» **EXERCISE DESCRIPTION**:
Scan the records for the string "Output"; copy each line where it occurs.

» **MATERIAL TO PROCESS**:
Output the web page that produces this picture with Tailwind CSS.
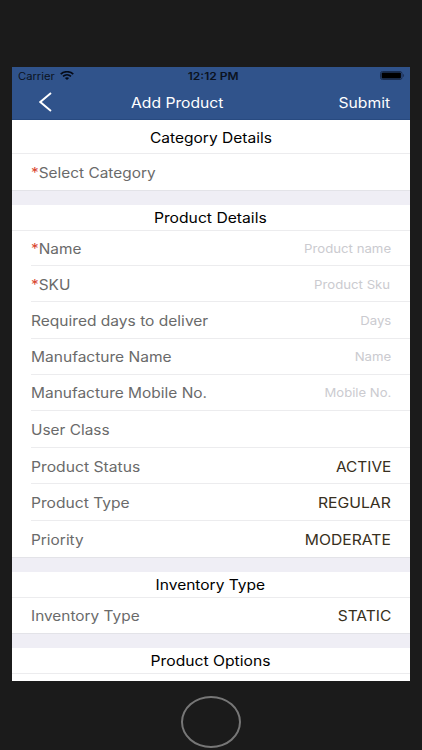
<!DOCTYPE html>
<html lang="en">
<head>
<meta charset="utf-8">
<title>Add Product</title>
<script src="https://cdn.jsdelivr.net/npm/@tailwindcss/browser@4"></script>
</head>
<body class="w-[422px] h-[750px] overflow-hidden bg-[#1b1b1b] font-['Inter','Liberation_Sans',sans-serif] text-[14px] leading-none">
<div class="flex flex-col items-center h-[750px] pt-[67px]">
  <main class="flex flex-col w-[398px] h-[614px] bg-white overflow-hidden">
    <header class="h-[53px] shrink-0 bg-[#30538b] border-b border-[#284a80]">
      <div class="grid grid-cols-3 items-center h-[17px] pl-[6px] pr-[5px] text-[10px] text-[#0b1220]">
        <div class="flex items-center gap-[5px]">
          <span class="inline-block w-[37px] whitespace-nowrap"><span class="inline-block origin-left scale-x-[1.12]">Carrier</span></span>
          <svg class="w-[14px] h-[9px]" viewBox="0 0 14 9" fill="none" stroke="#050b18" stroke-width="1.6"><path d="M.7 3.1C4.2-.1 9.8-.1 13.3 3.1M3 5.3c2.3-2 5.7-2 8 0"/><path d="M4.9 6.9c1.2-1 3-1 4.2 0L7 8.9z" fill="#050b18" stroke="none"/></svg>
        </div>
        <div class="text-center font-semibold pl-[3px]"><span class="inline-block scale-x-[1.2]">12:12 PM</span></div>
        <div class="flex justify-end">
          <svg class="w-[25px] h-[9px]" viewBox="0 0 25 9"><rect x=".5" y=".5" width="21.5" height="8" rx="2" fill="none" stroke="#1a2d50"/><rect x="1.6" y="1.4" width="19.3" height="6.2" rx="1" fill="#000"/><path d="M23.2 3v3c1.2-.4 1.2-2.6 0-3z" fill="#1a2d50"/></svg>
        </div>
      </div>
      <div class="flex items-center h-[36px] pl-[27px] pr-[20px] text-white">
        <svg class="w-[13px] h-[20px]" viewBox="0 0 13 20" fill="none" stroke="#fff" stroke-width="1.9"><path d="M12 1 1.3 10 12 19"/></svg>
        <h1 class="ml-[79px] pt-[2px]"><span class="inline-block origin-left scale-x-[1.12]">Add Product</span></h1>
        <div class="ml-auto pt-[2px]"><span class="inline-block origin-right scale-x-[1.12]">Submit</span></div>
      </div>
    </header>

    <h2 class="h-[34px] pt-[2px] shrink-0 flex items-center justify-center border-b border-[#ececee] text-black"><span class="scale-x-[1.11]">Category Details</span></h2>
    <div class="h-[36px] pt-[2px] shrink-0 flex items-center pl-[19px] text-[#6a6a6a]"><span class="origin-left scale-x-[1.1]"><span class="text-[#d9452e]">*</span>Select Category</span></div>
    <div class="h-[15px] shrink-0 bg-[#efeef5] border-t border-[#e3e3e8]"></div>

    <h2 class="h-[26px] shrink-0 flex items-center justify-center pr-px border-b border-[#ececee] text-black"><span class="scale-x-[1.12]">Product Details</span></h2>
    <div class="pl-[19px] text-[#6a6a6a]">
      <div class="h-[35px] pt-px flex items-center justify-between pr-[19px] border-b border-[#ececee]"><span class="origin-left scale-x-[1.1]"><span class="text-[#d9452e]">*</span>Name</span><span class="origin-right scale-x-[1.1] text-[12px] text-[#cbcbd0]">Product name</span></div>
      <div class="h-[36px] pt-[2px] flex items-center justify-between pr-[20px] border-b border-[#ececee]"><span class="origin-left scale-x-[1.1]"><span class="text-[#d9452e]">*</span>SKU</span><span class="origin-right scale-x-[1.1] text-[12px] text-[#cbcbd0]">Product Sku</span></div>
      <div class="h-[37px] pt-px flex items-center justify-between pr-[19px] border-b border-[#ececee]"><span class="origin-left scale-x-[1.11]">Required days to deliver</span><span class="origin-right scale-x-[1.1] text-[12px] text-[#cbcbd0]">Days</span></div>
      <div class="h-[36px] flex items-center justify-between pr-[19px] border-b border-[#ececee]"><span class="origin-left scale-x-[1.11]">Manufacture Name</span><span class="origin-right scale-x-[1.1] text-[12px] text-[#cbcbd0]">Name</span></div>
      <div class="h-[36px] pt-px flex items-center justify-between pr-[19px] border-b border-[#ececee]"><span class="origin-left scale-x-[1.105]">Manufacture Mobile No.</span><span class="origin-right scale-x-[1.09] text-[12px] text-[#cbcbd0]">Mobile No.</span></div>
      <div class="h-[37px] pt-px flex items-center pr-[19px] border-b border-[#ececee]"><span class="origin-left scale-x-[1.1]">User Class</span></div>
      <div class="h-[36px] pt-[2px] flex items-center justify-between pr-[19px] border-b border-[#ececee]"><span class="origin-left scale-x-[1.12]">Product Status</span><span class="origin-right scale-x-[1.1] text-[#382f20]">ACTIVE</span></div>
      <div class="h-[37px] pt-px flex items-center justify-between pr-[19px] border-b border-[#ececee]"><span class="origin-left scale-x-[1.115]">Product Type</span><span class="origin-right scale-x-[1.125] text-[#382f20]">REGULAR</span></div>
      <div class="h-[36px] pt-px flex items-center justify-between pr-[19px]"><span class="origin-left scale-x-[1.1]">Priority</span><span class="origin-right scale-x-[1.12] text-[#382f20]">MODERATE</span></div>
    </div>
    <div class="h-[15px] shrink-0 bg-[#efeef5] border-t border-[#e3e3e8]"></div>

    <h2 class="h-[26px] shrink-0 flex items-center justify-center pr-px border-b border-[#ececee] text-black"><span class="scale-x-[1.11]">Inventory Type</span></h2>
    <div class="h-[35px] shrink-0 flex items-center justify-between pl-[19px] pr-[19px] text-[#6a6a6a]"><span class="origin-left scale-x-[1.1]">Inventory Type</span><span class="origin-right scale-x-[1.11] text-[#382f20]">STATIC</span></div>
    <div class="h-[15px] shrink-0 bg-[#efeef5] border-t border-[#e3e3e8]"></div>

    <h2 class="h-[26px] shrink-0 flex items-center justify-center border-b border-[#ececee] text-black"><span class="scale-x-[1.12]">Product Options</span></h2>
  </main>
  <div class="w-[60px] h-[52px] mt-[15px] mr-px shrink-0 rounded-[50%] border-2 border-[#777]"></div>
</div>
</body>
</html>
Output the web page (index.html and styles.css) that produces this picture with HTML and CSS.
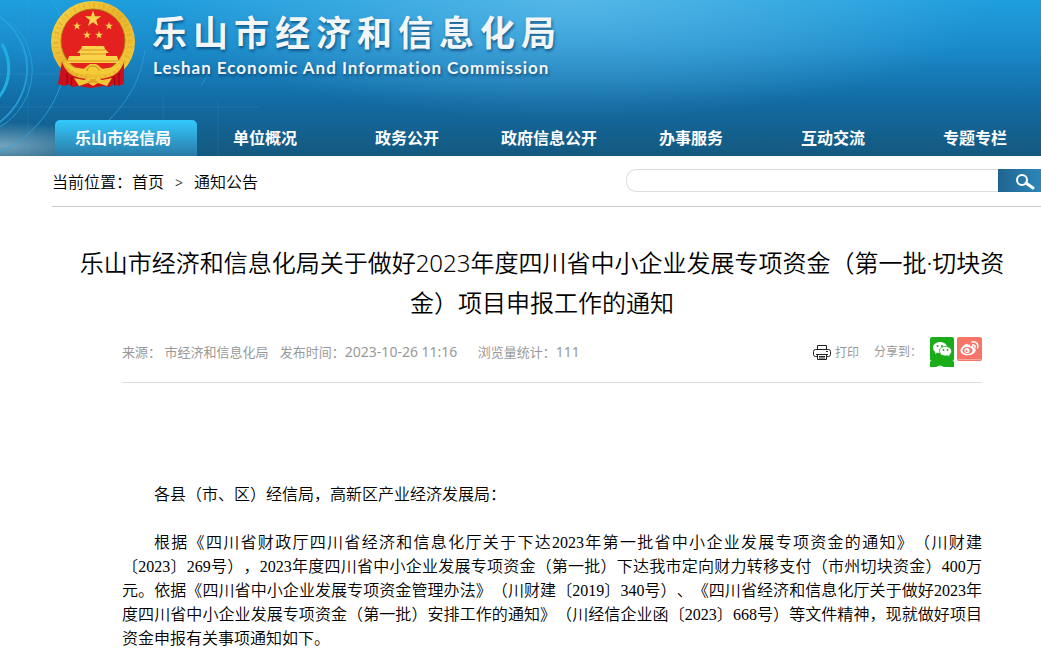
FILE: index.html
```html
<!DOCTYPE html>
<html lang="zh-CN">
<head>
    <meta charset="UTF-8">
    <meta name="viewport" content="width=device-width, initial-scale=1.0">
    <title>乐山市经济和信息化局</title>
    <link rel="stylesheet" href="styles.css">
</head>
<body>

<header class="header">
    <svg class="header-lines" width="620" height="156" viewBox="0 0 620 156" fill="none" aria-hidden="true">
        <defs>
            <radialGradient id="glow">
                <stop offset="0" stop-color="#b5d3e2" stop-opacity=".6"/>
                <stop offset="1" stop-color="#b5d3e2" stop-opacity="0"/>
            </radialGradient>
        </defs>
        <ellipse cx="0" cy="146" rx="110" ry="24" fill="url(#glow)"/>
        <path d="M2 44c9 15 10 37-3 53" stroke="#1fb0e0" stroke-width="3"/>
        <path d="M0 17c34 24 38 75 0 105" stroke="#27a5dc" stroke-width="2" opacity=".8"/>
        <path d="M10 22c34 28 28 84-12 106" stroke="#27a5dc" opacity=".8"/>
        <path d="M52 0c33 50 8 125-52 152" stroke="#2ba9df" opacity=".8"/>
        <path d="M145 50c-4 28-16 50-36 70" stroke="#2b9dd6" opacity=".8"/>
        <path d="M209 70q-3 8-8 16" stroke="#2b9dd6" opacity=".6"/>
        <path d="M0 25H120M0 74H60M0 107H260M28 0V156M163 95V156M218 100V156" stroke="#4fb2e4" opacity=".15"/>
    </svg>

    <div class="brand">
        <svg class="emblem" width="86" height="90" viewBox="0 0 86 90" aria-hidden="true">
            <defs>
                <linearGradient id="gold" x1="0" y1="0" x2="1" y2="1">
                    <stop offset="0" stop-color="#f8d84a"/>
                    <stop offset=".5" stop-color="#e9b42b"/>
                    <stop offset="1" stop-color="#f6cf3c"/>
                </linearGradient>
                <path id="star" d="M0-10 2.300-3.100H9.500L3.700 1.200 5.900 8.100 0 3.900-5.900 8.100-3.700 1.200-9.500-3.100H-2.300z"/>
            </defs>
            <ellipse cx="43" cy="42" rx="42" ry="41" fill="url(#gold)"/>
            <ellipse cx="43" cy="42" rx="37" ry="37" fill="none" stroke="#c98f1b" stroke-width="5" stroke-dasharray="1 3 2 4" opacity=".3"/>
            <circle cx="43" cy="41" r="32" fill="#e5211f" stroke="#b07a18"/>
            <g fill="#fbd44a">
                <use href="#star" transform="translate(43 19) scale(.86)"/>
                <use href="#star" transform="translate(27 26) scale(.42)"/>
                <use href="#star" transform="translate(59 26) scale(.42)"/>
                <use href="#star" transform="translate(37 35) scale(.42)"/>
                <use href="#star" transform="translate(49 35) scale(.42)"/>
                <path d="M32 46h22l1 3 4 4h-3v3h11l2 7H17l2-7h11v-3h-3l4-4z"/>
            </g>
            <path d="M31 50h24M30 54h26M18 61h50" stroke="#d98f1c"/>
            <!-- drapery on both sides -->
            <path d="M12 62c3 9 9 14 18 16l13 2 13-2c9-2 15-7 18-16v22l-6 2-4-2-5 3-5-1-13 2-13-2-5 1-5-3-4 2-6-2z" fill="#cf101a"/>
            <path d="M17 73v12M22 77l-1 9M69 73v12M64 77l1 9" stroke="#860a12"/>
            <!-- lower wreath, gear and bow -->
            <path d="M13 61c4 4 9 7 16 7 3 1 5 1 6 0l2-2 3-2h6l3 2 2 2c1 1 3 1 6 0 7 0 12-3 16-7-4 8-11 12-19 13-4 0-7-1-11 1-4-2-7-1-11-1-8-1-15-5-19-13z" fill="#f5cb38"/>
            <path d="M37 71a6 5 0 0 1 12 0" fill="none" stroke="#c98a1a"/>
            <path d="M24 78l10 2 4-2h10l4 2 10-2-5 8-9-3-5 3-5-3-9 3z" fill="#f1c637"/>
            <path d="M38 82h10M40 80h6" stroke="#c98a1a"/>
        </svg>
        <div class="brand-text">
            <div class="brand-name">乐山市经济和信息化局</div>
            <div class="brand-en">Leshan Economic And Information Commission</div>
        </div>
    </div>

    <nav class="nav">
        <a class="nav-item active" href="#">乐山市经信局</a>
        <a class="nav-item" href="#">单位概况</a>
        <a class="nav-item" href="#">政务公开</a>
        <a class="nav-item" href="#">政府信息公开</a>
        <a class="nav-item" href="#">办事服务</a>
        <a class="nav-item" href="#">互动交流</a>
        <a class="nav-item" href="#">专题专栏</a>
    </nav>
</header>

<div class="location">
    <div class="crumbs">
        <span>当前位置：</span><a href="#">首页</a><span class="arrow">&gt;</span><a href="#">通知公告</a>
    </div>
    <form class="search">
        <input class="search-input" type="text" aria-label="搜索">
        <button class="search-button" type="button" aria-label="搜索">
            <svg width="20" height="18" viewBox="0 0 20 18" fill="none" stroke="#fff" aria-hidden="true">
                <circle cx="7" cy="7" r="5" stroke-width="2"/>
                <path d="M11 10l7 5" stroke-width="3" stroke-linecap="round"/>
            </svg>
        </button>
    </form>
</div>

<main class="article">
    <h1 class="title">乐山市经济和信息化局关于做好2023年度四川省中小企业发展专项资金（第一批·切块资金）项目申报工作的通知</h1>

    <div class="meta">
        <div class="meta-info">
            <span>来源：</span>
            <span>市经济和信息化局</span>
            <span class="date">发布时间：<span class="num">2023-10-26 11:16</span></span>
            <span class="views">浏览量统计：<span class="num">111</span></span>
        </div>
        <div class="meta-tools">
            <a class="print" href="#">
                <svg width="18" height="16" viewBox="0 0 18 16" fill="none" stroke="#222" aria-hidden="true">
                    <path d="M4.500 4.500v-4h9v4M4 11.500H2.500a2 2 0 0 1-2-2v-3a2 2 0 0 1 2-2h13a2 2 0 0 1 2 2v3a2 2 0 0 1-2 2H14M4.500 9.500h9v5h-9zM3 9.500h12M6 11.500h6M6 13h6M13 6.500h2"/>
                </svg>打印</a>
            <span class="share-label">分享到：</span>
            <a class="share wechat" href="#" aria-label="微信">
                <svg width="24" height="30" viewBox="0 0 24 30" aria-hidden="true">
                    <rect width="24" height="24" rx="2" fill="#1aad19"/>
                    <path d="M0 30v-6h24v6z" fill="#1aad19"/>
                    <path d="M0 23q0 1 2 1h20q2 0 2-1v2H0z" fill="#7ed07d"/>
                    <path d="M1 24.500h22" stroke="#1aad19"/>
                    <path d="M6 30q4-3 8 0z" fill="#d8f3d8"/>
                    <path d="M10 5c-4 0-7 2.500-7 5.500 0 2 1 3.500 2.500 4.500L5 17l2.500-1.300 2.500.400c4 0 7-2.500 7-5.600S14 5 10 5z" fill="#fff"/>
                    <path d="M15.500 9.500c-3.500 0-6 2-6 4.800s2.500 4.700 6 4.700l2-.300L20 20l-.500-2c1.300-1 2-2.200 2-3.700 0-2.800-2.500-4.800-6-4.800z" fill="#fff" stroke="#1aad19" stroke-width=".8"/>
                    <circle cx="7.500" cy="9" r="1" fill="#1aad19"/><circle cx="12" cy="9" r="1" fill="#1aad19"/>
                    <circle cx="13.500" cy="13" r=".9" fill="#1aad19"/><circle cx="17.500" cy="13" r=".9" fill="#1aad19"/>
                </svg>
            </a>
            <a class="share weibo" href="#" aria-label="微博">
                <svg width="25" height="24" viewBox="0 0 25 24" aria-hidden="true">
                    <rect width="25" height="24" rx="2" fill="#f67568"/>
                    <path d="M1 22.500h23" stroke="#fba59c"/>
                    <path d="M11 8c1-.800 2.500-.500 2 1.500 2-.900 4-.700 3.500 1.300 2.500.700 2.800 2.700 1.500 4.400-1.500 2-4.500 3-7.500 3-4 0-7-1.800-7-4.500C3.500 11 8 6.500 10 6.800c.800.100 1 .600 1 1.200z" fill="#fff"/>
                    <ellipse cx="10.500" cy="13.500" rx="5" ry="3.400" fill="#f67568"/>
                    <circle cx="10" cy="13.600" r="2.600" fill="#fff"/>
                    <circle cx="9.500" cy="14" r="1" fill="#f67568"/>
                    <path d="M15.500 8c2-.400 3 1 2.500 2.500M15 5c4-.900 7 2.500 5.500 6" fill="none" stroke="#fff" stroke-width="1.500" stroke-linecap="round"/>
                </svg>
            </a>
        </div>
    </div>

    <div class="content">
        <p>各县（市、区）经信局，高新区产业经济发展局：</p>
        <p>根据《四川省财政厅四川省经济和信息化厅关于下达2023年第一批省中小企业发展专项资金的通知》（川财建〔2023〕269号），2023年度四川省中小企业发展专项资金（第一批）下达我市定向财力转移支付（市州切块资金）400万元。依据《四川省中小企业发展专项资金管理办法》（川财建〔2019〕340号）、《四川省经济和信息化厅关于做好2023年度四川省中小企业发展专项资金（第一批）安排工作的通知》（川经信企业函〔2023〕668号）等文件精神，现就做好项目资金申报有关事项通知如下。</p>
    </div>
</main>

</body>
</html>
```
FILE: styles.css
```css
* {
    box-sizing: border-box;
}

body {
    margin: 0;
    background-color: #fff;
    color: #000;
    font-family: "Noto Sans", "Noto Sans CJK SC", sans-serif;
    font-size: 16px;
    text-spacing-trim: space-all;
    overflow-x: hidden;
}

a {
    color: inherit;
    text-decoration: none;
}

/* Header */
.header {
    position: relative;
    overflow: hidden;
    background:
        radial-gradient(ellipse 420px 120px at 55% 0, rgba(120, 200, 238, 0.6), rgba(110, 190, 230, 0)),
        linear-gradient(#1f9edd 0, #1a8bcb 30%, #126ba3 65%, #14597f 100%);
}

.header-lines {
    position: absolute;
    top: 0;
    left: 0;
}

.brand {
    position: relative;
    display: flex;
    gap: 16px;
    height: 120px;
    padding-left: 50px;
}

.brand-text {
    padding-top: 9px;
    color: #f2f6f9;
    text-shadow: 1px 2px 3px rgba(0, 40, 80, 0.6);
    white-space: nowrap;
}

.brand-name {
    font-size: 35px;
    font-weight: bold;
    line-height: 48px;
    letter-spacing: 6px;
}

.brand-en {
    padding-left: 1px;
    font-family: Lato, sans-serif;
    font-size: 17px;
    font-weight: bold;
    line-height: 22px;
    letter-spacing: 1px;
}

.nav {
    position: relative;
    display: flex;
    padding-left: 55px;
}

.nav-item {
    flex: 0 0 142px;
    height: 36px;
    padding-right: 6px;
    color: #fff;
    font-weight: bold;
    line-height: 36px;
    text-align: center;
}

.nav-item.active {
    border-radius: 5px 5px 0 0;
    background: linear-gradient(#33c9fd, #2a7ba6);
}

/* Breadcrumb and search */
.location {
    display: flex;
    justify-content: space-between;
    align-items: center;
    height: 51px;
    margin-left: 52px;
    padding-bottom: 1px;
    border-bottom: 1px solid #ccc;
}

.crumbs {
    font-weight: 350;
}

.arrow {
    margin: 0 11px;
    font-size: 14px;
}

.search {
    display: flex;
    width: 42%;
    max-width: 415px;
    height: 23px;
}

.search-input {
    flex: 1;
    min-width: 0;
    padding: 0 10px;
    border: 1px solid #ddd;
    border-right: 0;
    border-radius: 10px 0 0 10px;
    outline: none;
}

.search-button {
    width: 43px;
    padding: 3px 0 0 17px;
    border: 0;
    background: linear-gradient(to right, #20648f, #2c87b9);
    text-align: left;
}

.search-button svg {
    display: block;
}

/* Article */
.article {
    padding: 36px 9px 0 52px;
}

.title {
    margin: 0 20px;
    font-size: 24px;
    font-weight: 350;
    line-height: 40px;
    text-align: center;
}

.meta {
    display: flex;
    justify-content: space-between;
    height: 60px;
    margin: 0 50px 0 70px;
    border-bottom: 1px solid #ddd;
    color: #999;
    font-size: 13px;
    line-height: 58px;
    white-space: nowrap;
}

.num {
    font-size: 14px;
}

.date {
    margin-left: 8px;
}

.views {
    margin-left: 17px;
}

.meta-tools {
    display: flex;
    font-size: 12px;
}

.print {
    display: flex;
    align-items: center;
    gap: 4px;
}

.share-label {
    margin: 0 8px 0 15px;
}

.share {
    padding-top: 14px;
    line-height: 0;
}

.weibo {
    margin-left: 3px;
}

.content {
    margin: 100px 50px 0 70px;
    font-family: "Liberation Serif", "Noto Sans CJK SC", serif;
    font-weight: 350;
    line-height: 24px;
    text-align: justify;
}

.content p {
    margin: 0 0 24px;
    text-indent: 2em;
}
```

» **RESULT**:
Output the web page that produces this picture with Tailwind CSS.
Output the web page (index.html and styles.css) that produces this picture with HTML and CSS.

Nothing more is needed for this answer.